Nothing about the Cana Island lighthouse surpasses the beauty or interest of Split Rock Lighthouse on the north shore of Lake Superior in Minnesota – in general, this is a problem with Door County if you are familiar with Minnesota’s North Shore. The landscape is far more dramatic in Minnesota and scenery – towering cliffs and huge waterfalls and deadly-looking surf crashing against house-sized boulders – much more spectacular or, perhaps, more accurately sublime, a mixture of beauty with terror.
When Julie looked at her picture taken at Sven’s Bluff, she discovered something strange. I stood at the right side of the image, fat and disheveled, and, then, beside me, a big black bird was gamboling in mid-air, pitching to the side and seeming to roll on an updraft. The bird had the ruffled fringe of shaggy neck feathers and the spade-shaped tail of a raven.
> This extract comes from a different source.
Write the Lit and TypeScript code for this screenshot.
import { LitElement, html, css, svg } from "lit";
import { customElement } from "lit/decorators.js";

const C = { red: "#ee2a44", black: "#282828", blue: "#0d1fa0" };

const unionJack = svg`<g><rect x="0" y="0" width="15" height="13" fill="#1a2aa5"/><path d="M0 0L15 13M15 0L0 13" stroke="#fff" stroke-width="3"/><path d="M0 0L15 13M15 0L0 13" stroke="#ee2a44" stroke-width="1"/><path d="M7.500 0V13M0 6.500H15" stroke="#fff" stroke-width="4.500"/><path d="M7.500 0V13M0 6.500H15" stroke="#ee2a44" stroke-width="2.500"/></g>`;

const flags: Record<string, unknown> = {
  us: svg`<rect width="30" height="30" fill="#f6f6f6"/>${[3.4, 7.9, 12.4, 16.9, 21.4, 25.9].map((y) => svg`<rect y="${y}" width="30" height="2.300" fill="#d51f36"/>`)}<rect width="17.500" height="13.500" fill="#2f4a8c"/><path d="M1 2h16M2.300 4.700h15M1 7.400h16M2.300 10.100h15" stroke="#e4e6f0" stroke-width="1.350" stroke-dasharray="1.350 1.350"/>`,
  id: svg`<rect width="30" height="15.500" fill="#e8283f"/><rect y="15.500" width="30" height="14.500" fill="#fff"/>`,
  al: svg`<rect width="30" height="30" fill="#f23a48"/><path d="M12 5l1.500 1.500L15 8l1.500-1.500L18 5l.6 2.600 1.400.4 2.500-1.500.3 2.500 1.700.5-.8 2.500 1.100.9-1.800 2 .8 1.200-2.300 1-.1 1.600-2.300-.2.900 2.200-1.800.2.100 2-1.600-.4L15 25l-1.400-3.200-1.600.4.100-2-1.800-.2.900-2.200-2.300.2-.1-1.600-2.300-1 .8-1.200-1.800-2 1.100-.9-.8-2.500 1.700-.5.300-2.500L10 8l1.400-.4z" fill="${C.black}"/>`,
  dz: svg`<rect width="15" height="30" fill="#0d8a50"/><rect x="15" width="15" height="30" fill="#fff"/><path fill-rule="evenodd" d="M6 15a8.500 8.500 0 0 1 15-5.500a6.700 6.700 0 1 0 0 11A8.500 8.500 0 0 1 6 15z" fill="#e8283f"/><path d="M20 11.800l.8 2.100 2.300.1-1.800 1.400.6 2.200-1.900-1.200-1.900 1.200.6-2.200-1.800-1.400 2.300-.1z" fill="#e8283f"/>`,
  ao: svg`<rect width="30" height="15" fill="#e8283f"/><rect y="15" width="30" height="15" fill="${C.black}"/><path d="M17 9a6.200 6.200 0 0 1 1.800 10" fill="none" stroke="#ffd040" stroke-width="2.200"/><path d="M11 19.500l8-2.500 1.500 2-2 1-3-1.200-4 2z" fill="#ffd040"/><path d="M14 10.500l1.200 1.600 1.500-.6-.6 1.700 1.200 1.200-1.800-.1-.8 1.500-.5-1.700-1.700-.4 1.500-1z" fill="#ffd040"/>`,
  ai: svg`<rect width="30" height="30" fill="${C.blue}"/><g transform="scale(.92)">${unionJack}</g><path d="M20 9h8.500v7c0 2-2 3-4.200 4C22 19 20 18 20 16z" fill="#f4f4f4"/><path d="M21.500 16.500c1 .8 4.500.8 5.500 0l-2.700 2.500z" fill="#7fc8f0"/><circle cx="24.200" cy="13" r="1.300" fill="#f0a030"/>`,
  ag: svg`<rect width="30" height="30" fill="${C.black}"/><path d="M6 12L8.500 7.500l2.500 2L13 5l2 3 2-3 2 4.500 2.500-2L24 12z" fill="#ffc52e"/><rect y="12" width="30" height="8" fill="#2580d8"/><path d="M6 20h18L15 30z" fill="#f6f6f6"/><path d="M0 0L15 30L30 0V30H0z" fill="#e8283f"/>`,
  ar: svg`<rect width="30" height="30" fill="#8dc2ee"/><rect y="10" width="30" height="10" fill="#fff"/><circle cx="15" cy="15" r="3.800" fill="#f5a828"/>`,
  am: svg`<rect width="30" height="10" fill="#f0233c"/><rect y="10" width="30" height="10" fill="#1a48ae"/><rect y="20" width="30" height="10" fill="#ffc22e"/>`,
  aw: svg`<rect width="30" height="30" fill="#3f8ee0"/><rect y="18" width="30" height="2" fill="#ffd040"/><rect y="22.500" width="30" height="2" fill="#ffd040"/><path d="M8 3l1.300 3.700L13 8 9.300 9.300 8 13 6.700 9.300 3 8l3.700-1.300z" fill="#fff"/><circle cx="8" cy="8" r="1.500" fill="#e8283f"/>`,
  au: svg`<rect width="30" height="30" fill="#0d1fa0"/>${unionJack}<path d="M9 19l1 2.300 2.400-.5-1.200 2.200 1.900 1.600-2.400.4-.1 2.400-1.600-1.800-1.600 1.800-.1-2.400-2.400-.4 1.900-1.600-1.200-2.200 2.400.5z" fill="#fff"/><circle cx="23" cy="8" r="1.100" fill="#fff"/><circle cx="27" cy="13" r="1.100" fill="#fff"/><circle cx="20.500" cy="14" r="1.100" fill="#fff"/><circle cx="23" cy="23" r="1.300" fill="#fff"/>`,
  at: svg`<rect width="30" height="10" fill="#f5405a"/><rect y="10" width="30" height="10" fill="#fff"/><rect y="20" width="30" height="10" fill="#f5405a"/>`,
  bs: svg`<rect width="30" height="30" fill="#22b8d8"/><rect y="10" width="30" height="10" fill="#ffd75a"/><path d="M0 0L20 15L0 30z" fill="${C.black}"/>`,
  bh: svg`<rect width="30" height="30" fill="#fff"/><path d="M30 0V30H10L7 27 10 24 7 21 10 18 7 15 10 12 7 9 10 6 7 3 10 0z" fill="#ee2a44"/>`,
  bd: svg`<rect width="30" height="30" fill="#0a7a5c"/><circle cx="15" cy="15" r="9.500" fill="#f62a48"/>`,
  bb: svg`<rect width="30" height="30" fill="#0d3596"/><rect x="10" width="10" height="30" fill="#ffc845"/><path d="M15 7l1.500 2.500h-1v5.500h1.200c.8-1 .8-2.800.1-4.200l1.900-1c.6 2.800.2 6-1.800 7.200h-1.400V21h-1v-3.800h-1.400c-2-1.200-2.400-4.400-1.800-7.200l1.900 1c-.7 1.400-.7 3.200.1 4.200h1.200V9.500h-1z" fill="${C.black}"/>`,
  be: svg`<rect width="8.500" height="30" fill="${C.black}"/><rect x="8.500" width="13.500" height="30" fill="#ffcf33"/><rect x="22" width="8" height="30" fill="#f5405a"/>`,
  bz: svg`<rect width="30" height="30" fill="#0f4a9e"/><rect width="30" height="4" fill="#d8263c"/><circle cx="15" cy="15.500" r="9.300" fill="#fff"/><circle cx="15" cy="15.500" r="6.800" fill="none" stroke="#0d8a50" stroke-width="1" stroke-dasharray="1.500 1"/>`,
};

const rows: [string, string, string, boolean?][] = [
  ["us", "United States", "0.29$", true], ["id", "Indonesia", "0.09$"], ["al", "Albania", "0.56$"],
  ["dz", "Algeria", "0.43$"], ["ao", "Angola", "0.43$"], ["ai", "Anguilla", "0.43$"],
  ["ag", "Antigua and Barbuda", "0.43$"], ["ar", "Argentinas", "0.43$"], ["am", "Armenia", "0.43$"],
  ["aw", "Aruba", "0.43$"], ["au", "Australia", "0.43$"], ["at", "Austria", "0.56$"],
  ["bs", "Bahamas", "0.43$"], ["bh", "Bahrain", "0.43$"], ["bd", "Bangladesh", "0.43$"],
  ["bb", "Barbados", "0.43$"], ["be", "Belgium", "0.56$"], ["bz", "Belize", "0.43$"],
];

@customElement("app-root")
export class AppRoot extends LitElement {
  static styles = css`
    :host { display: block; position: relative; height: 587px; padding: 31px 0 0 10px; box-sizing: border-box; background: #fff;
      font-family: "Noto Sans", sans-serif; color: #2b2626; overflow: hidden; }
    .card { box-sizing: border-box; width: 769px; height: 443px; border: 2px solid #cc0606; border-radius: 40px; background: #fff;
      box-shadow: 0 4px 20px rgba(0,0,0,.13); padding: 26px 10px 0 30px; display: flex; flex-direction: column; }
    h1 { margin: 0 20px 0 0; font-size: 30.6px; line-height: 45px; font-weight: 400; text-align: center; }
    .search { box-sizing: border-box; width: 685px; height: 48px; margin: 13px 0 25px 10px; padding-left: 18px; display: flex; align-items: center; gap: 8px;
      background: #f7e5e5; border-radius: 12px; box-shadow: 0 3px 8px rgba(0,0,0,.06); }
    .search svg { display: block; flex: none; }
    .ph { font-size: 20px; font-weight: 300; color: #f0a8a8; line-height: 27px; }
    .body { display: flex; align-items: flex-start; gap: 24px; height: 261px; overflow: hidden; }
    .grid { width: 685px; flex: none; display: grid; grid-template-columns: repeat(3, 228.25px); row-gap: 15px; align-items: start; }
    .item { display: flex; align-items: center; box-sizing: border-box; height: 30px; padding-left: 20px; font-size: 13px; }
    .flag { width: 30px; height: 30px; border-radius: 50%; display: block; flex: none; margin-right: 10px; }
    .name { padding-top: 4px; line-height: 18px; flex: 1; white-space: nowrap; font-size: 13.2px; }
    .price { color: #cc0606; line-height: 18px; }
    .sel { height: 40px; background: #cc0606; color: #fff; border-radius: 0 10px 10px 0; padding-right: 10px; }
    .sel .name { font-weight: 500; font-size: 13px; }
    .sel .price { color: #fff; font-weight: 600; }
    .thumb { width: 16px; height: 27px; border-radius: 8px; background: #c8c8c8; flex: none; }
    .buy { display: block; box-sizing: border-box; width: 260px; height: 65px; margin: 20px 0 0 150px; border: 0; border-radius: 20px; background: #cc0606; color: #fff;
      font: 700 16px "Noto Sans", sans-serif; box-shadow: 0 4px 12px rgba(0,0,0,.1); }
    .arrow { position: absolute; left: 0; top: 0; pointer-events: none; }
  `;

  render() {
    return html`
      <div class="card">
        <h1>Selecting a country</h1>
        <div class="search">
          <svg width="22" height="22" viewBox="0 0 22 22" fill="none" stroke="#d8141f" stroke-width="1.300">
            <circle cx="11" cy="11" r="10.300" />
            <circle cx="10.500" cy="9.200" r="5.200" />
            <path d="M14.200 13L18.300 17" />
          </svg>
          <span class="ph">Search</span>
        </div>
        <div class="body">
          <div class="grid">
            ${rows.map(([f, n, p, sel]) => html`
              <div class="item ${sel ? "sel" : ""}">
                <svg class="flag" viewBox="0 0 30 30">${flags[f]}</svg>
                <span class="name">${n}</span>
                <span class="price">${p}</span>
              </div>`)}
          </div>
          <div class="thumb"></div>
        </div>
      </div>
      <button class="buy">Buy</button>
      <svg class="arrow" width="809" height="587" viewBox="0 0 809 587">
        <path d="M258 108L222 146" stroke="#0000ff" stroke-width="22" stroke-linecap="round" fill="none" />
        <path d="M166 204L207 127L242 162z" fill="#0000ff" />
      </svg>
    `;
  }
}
Red wild raspberries were growing along the side of the parking lot at a Northport State Park. I plucked a few raspberries and tasted them – they were very tart. I was raised in Eden Prairie, a suburb next to Hopkins where there is an annual raspberry festival. My father grew raspberries and so I am familiar with them.
After I had tasted the raspberries, a woman came from a car with an Illinois license plate. She pointed to the raspberries. "Beware," she said to me. "This is poison ivy."